begin Supplied material
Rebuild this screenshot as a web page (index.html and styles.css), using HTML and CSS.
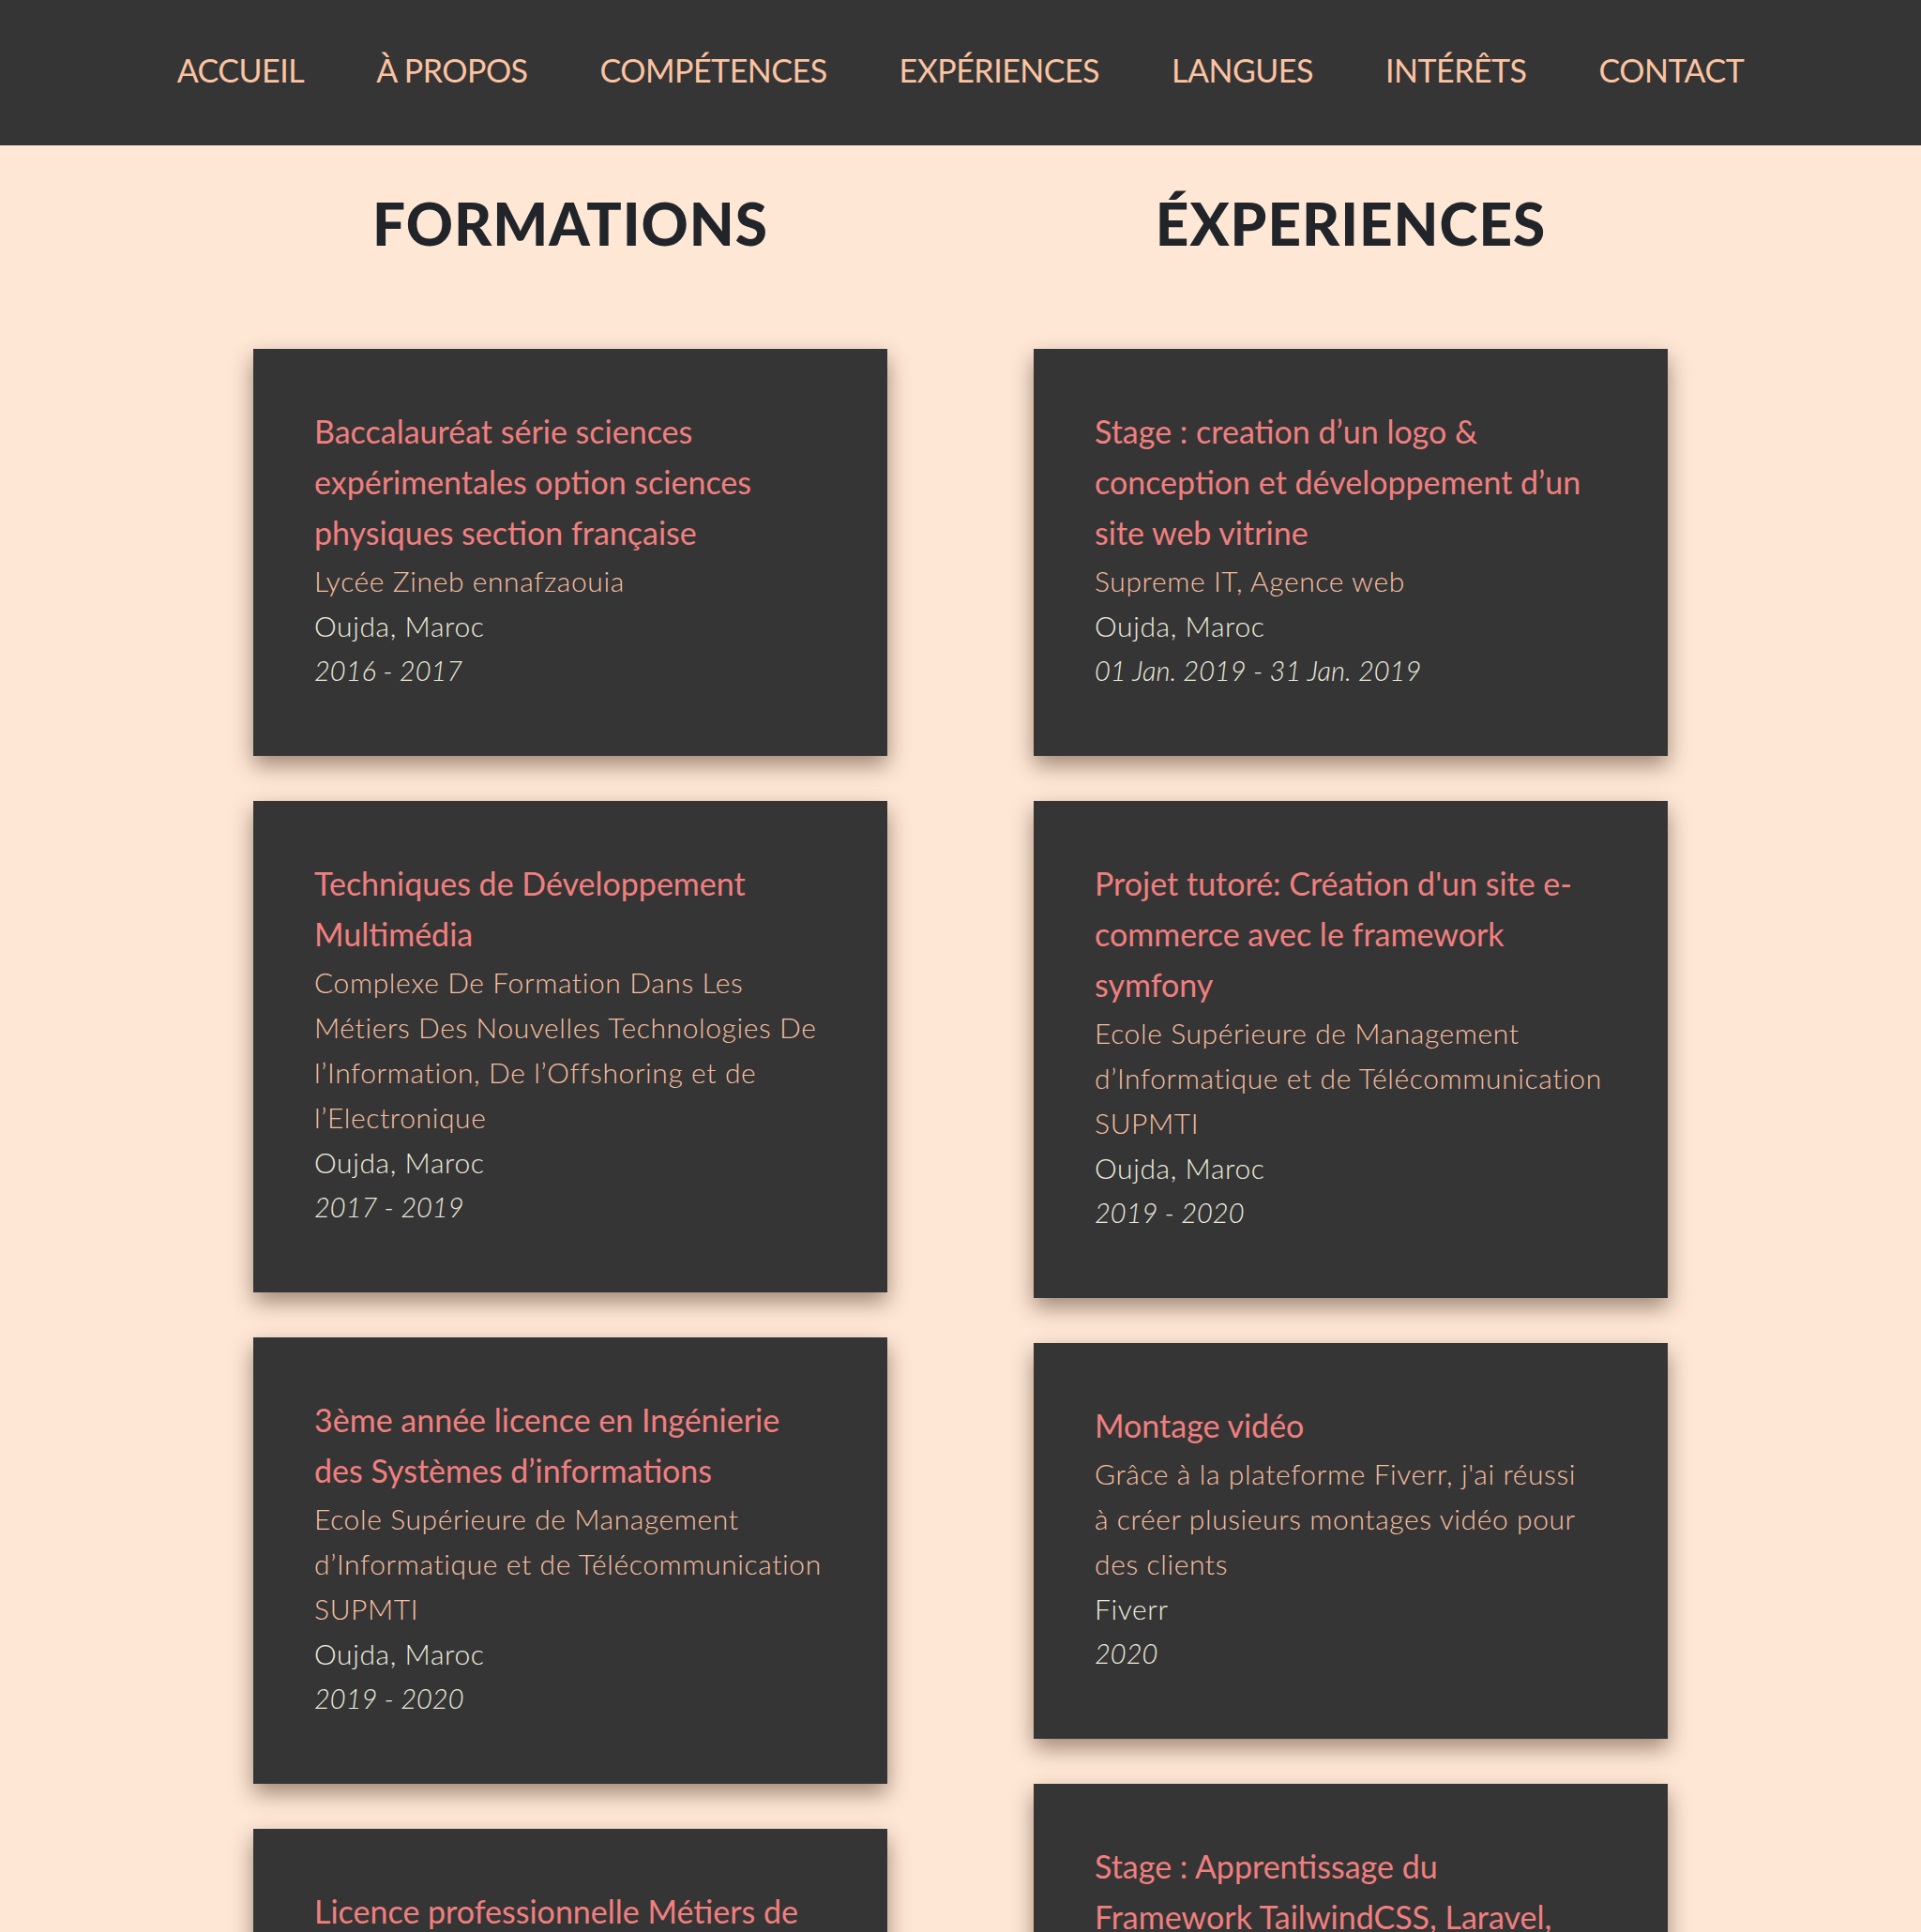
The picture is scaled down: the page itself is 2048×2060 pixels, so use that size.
FILE: index.html
```html
<!DOCTYPE html>
<html lang="fr">
<head>
<meta charset="utf-8">
<title>Parcours</title>
<link rel="stylesheet" href="styles.css">
</head>
<body>
<nav class="topnav">
  <a class="topnav-link" href="#accueil">ACCUEIL</a>
  <a class="topnav-link" href="#apropos">À PROPOS</a>
  <a class="topnav-link" href="#competences">COMPÉTENCES</a>
  <a class="topnav-link" href="#experiences">EXPÉRIENCES</a>
  <a class="topnav-link" href="#langues">LANGUES</a>
  <a class="topnav-link" href="#interets">INTÉRÊTS</a>
  <a class="topnav-link" href="#contact">CONTACT</a>
</nav>

<main class="parcours">
  <section class="column">
    <h2 class="column-title">FORMATIONS</h2>
    <article class="card">
      <h3 class="card-title">Baccalauréat série sciences<br>expérimentales option sciences<br>physiques section française</h3>
      <p class="card-org">Lycée Zineb ennafzaouia</p>
      <p class="card-place">Oujda, Maroc</p>
      <p class="card-date">2016 - 2017</p>
    </article>
    <article class="card">
      <h3 class="card-title">Techniques de Développement<br>Multimédia</h3>
      <p class="card-org">Complexe De Formation Dans Les<br>Métiers Des Nouvelles Technologies De<br>l’Information, De l’Offshoring et de<br>l’Electronique</p>
      <p class="card-place">Oujda, Maroc</p>
      <p class="card-date">2017 - 2019</p>
    </article>
    <article class="card">
      <h3 class="card-title">3ème année licence en Ingénierie<br>des Systèmes d’informations</h3>
      <p class="card-org">Ecole Supérieure de Management<br>d’Informatique et de Télécommunication<br>SUPMTI</p>
      <p class="card-place">Oujda, Maroc</p>
      <p class="card-date">2019 - 2020</p>
    </article>
    <article class="card">
      <h3 class="card-title">Licence professionnelle Métiers de<br>l’Informatique</h3>
      <p class="card-org">Faculté des Sciences</p>
      <p class="card-place">Oujda, Maroc</p>
      <p class="card-date">2020 - 2021</p>
    </article>
  </section>

  <section class="column">
    <h2 class="column-title">ÉXPERIENCES</h2>
    <article class="card">
      <h3 class="card-title">Stage : creation d’un logo &amp;<br>conception et développement d’un<br>site web vitrine</h3>
      <p class="card-org">Supreme IT, Agence web</p>
      <p class="card-place">Oujda, Maroc</p>
      <p class="card-date">01 Jan. 2019 - 31 Jan. 2019</p>
    </article>
    <article class="card">
      <h3 class="card-title">Projet tutoré: Création d'un site e-<br>commerce avec le framework<br>symfony</h3>
      <p class="card-org">Ecole Supérieure de Management<br>d’Informatique et de Télécommunication<br>SUPMTI</p>
      <p class="card-place">Oujda, Maroc</p>
      <p class="card-date">2019 - 2020</p>
    </article>
    <article class="card">
      <h3 class="card-title">Montage vidéo</h3>
      <p class="card-org">Grâce à la plateforme Fiverr, j'ai réussi<br>à créer plusieurs montages vidéo pour<br>des clients</p>
      <p class="card-place">Fiverr</p>
      <p class="card-date">2020</p>
    </article>
    <article class="card">
      <h3 class="card-title">Stage : Apprentissage du<br>Framework TailwindCSS, Laravel,<br>Livewire</h3>
      <p class="card-org">Supreme IT, Agence web</p>
      <p class="card-place">Oujda, Maroc</p>
      <p class="card-date">2021</p>
    </article>
  </section>
</main>
</body>
</html>
```

FILE: styles.css
```css
html, body {
  margin: 0;
  padding: 0;
}

body {
  background: #ffe7d6;
  font-family: "Lato", "Open Sans", sans-serif;
}

.topnav {
  height: 155px;
  background: #353535;
  display: flex;
  justify-content: center;
  align-items: center;
  gap: 77px;
  padding-bottom: 6px;
  box-sizing: border-box;
}

.topnav-link {
  color: #fcc3a2;
  text-decoration: none;
  font-size: 34px;
  font-weight: 400;
  letter-spacing: -0.5px;
}

.parcours {
  width: 1664px;
  margin: 0 auto;
  display: grid;
  grid-template-columns: 1fr 1fr;
}

.column {
  display: flex;
  flex-direction: column;
  align-items: center;
}

.column-title {
  margin: 46px 0 97px;
  font-size: 62px;
  line-height: 1.2;
  font-weight: 900;
  color: #212529;
  letter-spacing: 1px;
}

.card {
  width: 676px;
  box-sizing: border-box;
  padding: 61px 65px 67px;
  margin-bottom: 48px;
  background: #353535;
  box-shadow: 0 10px 22px rgba(40, 20, 0, 0.45);
}

.card-title {
  margin: 0;
  font-size: 34px;
  line-height: 54px;
  font-weight: 400;
  color: #f07f7f;
}

.card-org,
.card-place,
.card-date {
  margin: 0;
  font-size: 30px;
  line-height: 48px;
  font-weight: 300;
  letter-spacing: 0.6px;
}

.card-org {
  color: #f6bfa1;
}

.card-place {
  color: #ecebdd;
}

.card-date {
  color: #ecebdd;
  font-style: italic;
  font-size: 29px;
  letter-spacing: 0;
}
```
end Supplied material
To do.
Return all lines with the word "styles" in them.

Result of the exercise.
Rebuild this screenshot as a web page (index.html and styles.css), using HTML and CSS.
<link rel="stylesheet" href="styles.css">
FILE: styles.css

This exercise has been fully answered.